Why Nostr saves Substack
I would argue Substack revenue is more vulnerable than any other company to increasing calls for censorship. More so than X (who have their own app user-base), more so than Google (who have YouTube, mobile hardware and a search monopoly) and more so than legacy media like WSJ and others.
Substack needs to adopt Nostr because their values (listed below) depend on censorship resistance.
- Great work is valuable and deserves to be rewarded with money.
- The people have the power.
- A free press and free speech are fundamental to a trustworthy media system.
- We help readers take back their mind.
Without new subscribers and without funding from public markets to get more active app users, Substack will need to raise their revenue-share in short order. This will in turn push creators to look elsewhere.
If Substack was to adopt Nostr, they will safeguard their future against increasing calls for censorship and allow them to pursue their courageous values in the face of their dependencies on publicly-listed third parties.
The switch would not be easy, it would demand they overhaul their infrastructure and reliance on email. It would mean they’d have to at long last support markdown formatting for content creators. And they would need to adopt Bitcoin lightning payments.

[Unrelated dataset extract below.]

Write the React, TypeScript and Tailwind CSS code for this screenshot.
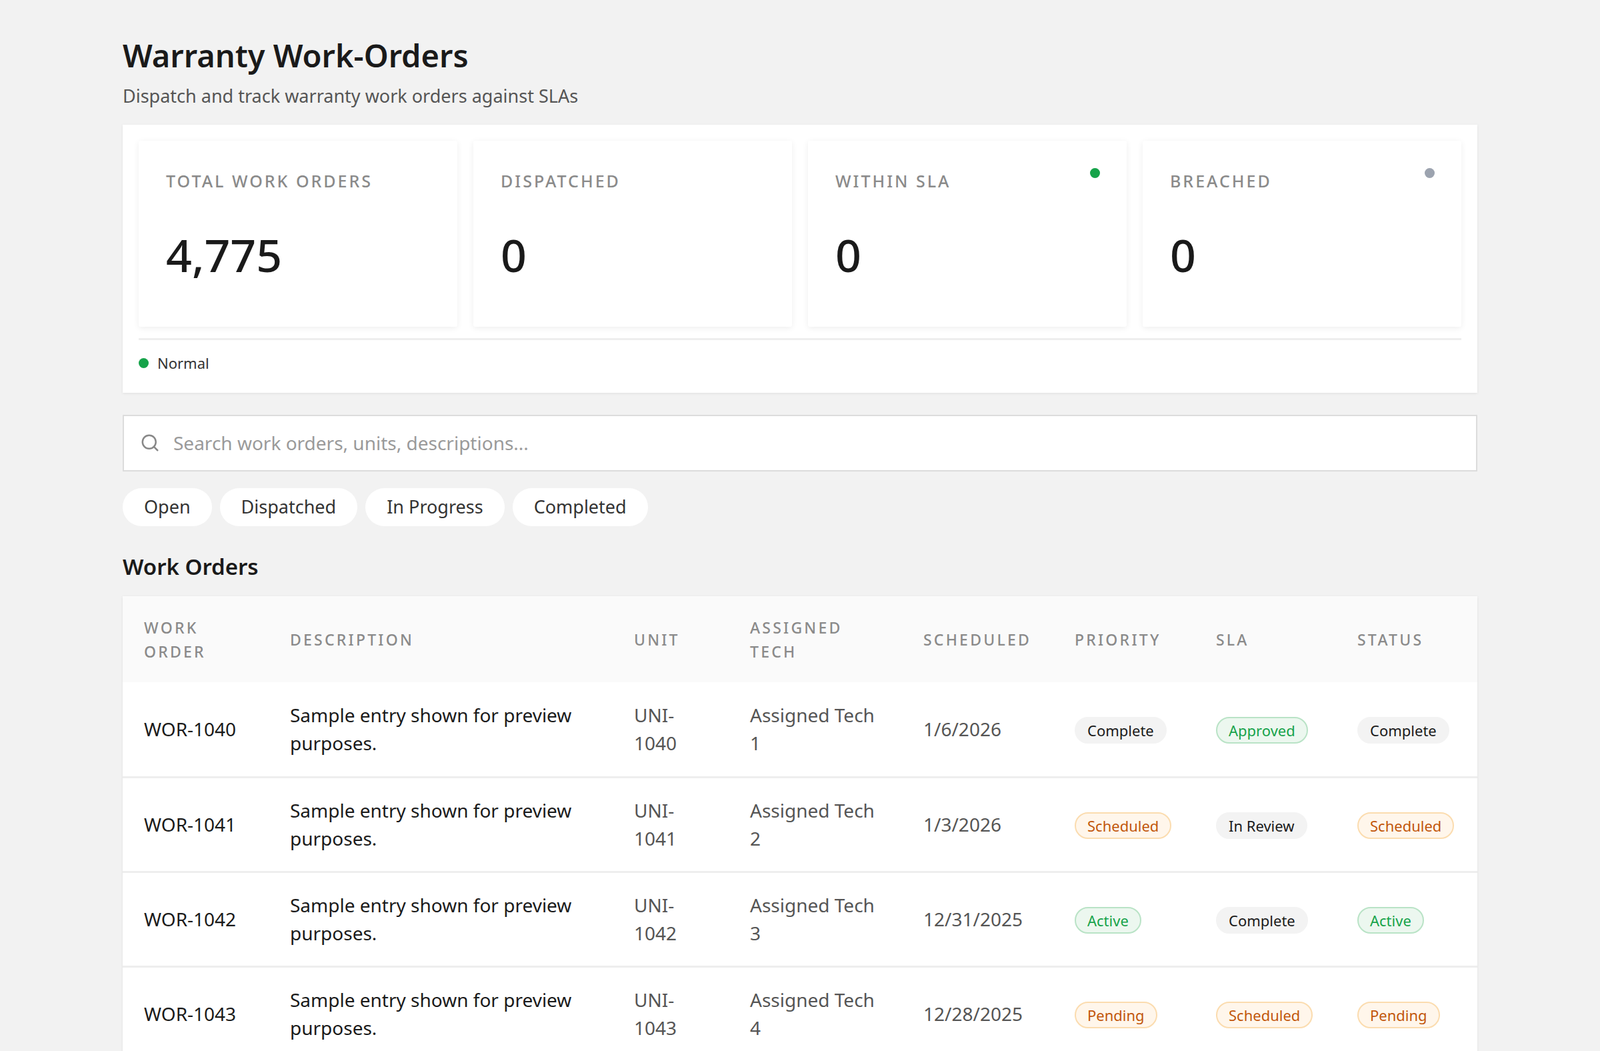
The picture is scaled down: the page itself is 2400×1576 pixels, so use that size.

If Substack don’t, this is a huge opportunity for Nostr clients to replicate the Substack model and eat their lunch. To allow subscriptions in private communities that can cross-sell with one another. Communities with built-in chat, engaging long-form posts and even podcasts, videocalls & badges embedded.
My bet is on the latter in these next few years. Substack may be eaten from all sides - by the Nostr open-network, by legacy media and by big tech. Therefore my conclusion is that…
Substack must pivot to Nostr & Bitcoin to still be around by 2030.